Une vie cachée, puis redécouverte en Suède
Après cette utilisation inattendue, le LM002 break disparaît à nouveau des radars. Le collectionneur suédois qui le possède aujourd’hui raconte qu’il a mis près de huit ans à réussir à l’acheter. Lorsqu’il finit par le récupérer, la voiture est littéralement recouverte de poussière, comme une vraie sortie de grange. Depuis, elle a été réveillée : le V12 a bénéficié d’une grosse révision, les carburateurs ont été refaits, et la voiture roule à nouveau, même si certains éléments restent dans leur jus, comme la peinture argentée marquée par le temps et quelques cloques. La teinte d’origine était noire, mais son aspect un peu patiné fait aujourd’hui partie de son charme.

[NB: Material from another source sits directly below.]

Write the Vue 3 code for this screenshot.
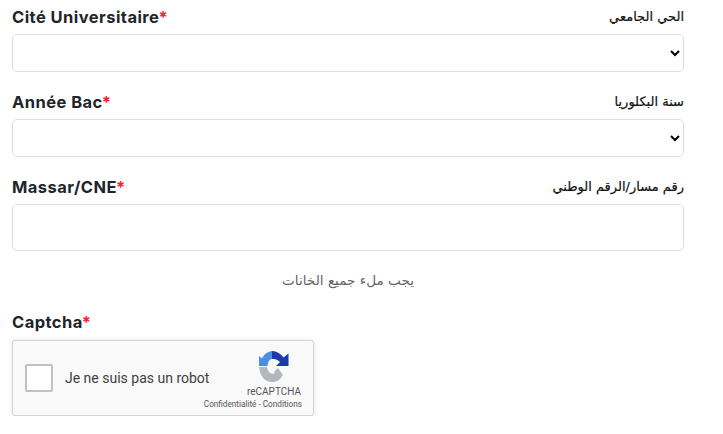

Les compteurs affichent à peine plus de 11 000 km. Pour un véhicule de 1989 passé par Brunei, l’Allemagne, puis la Suède, c’est presque irréel. Dans la vidéo que vous pourrez visionner en fin d’article, on voit la voiture quitter la salle d’exposition, puis s’élancer sur la route. Le V12 hurle, le conducteur peine à voir ce qui se passe devant tant le capot bombé et les prises d’air masquent la vue.
Un Urus avant l’heure
Pourquoi cette voiture intéresse-t-elle autant aujourd’hui ? Parce qu’elle coche toutes les cases du Urus avant l’heure. C’est un SUV de luxe, familial, à la fois déraisonnable et utilisable, commandé par un client ultra fortuné, avec une mécanique de supercar, et un niveau d’excès qui correspond parfaitement à l’ADN Lamborghini. À l’époque, ce LM002 break n’a évidemment pas débouché sur une production en série. L’économie de Lamborghini était fragile, le marché n’était pas encore mûr, et le concept de « SUV de luxe » restait marginal. Mais, vu d’aujourd’hui, difficile de ne pas y voir une sorte d’ébauche du cahier des charges de l’Urus. Alors combien ça vaut ? Et bien, il est actuellement à vendre aux enchères et le prix a pour le moment dépassé les 220 000 €.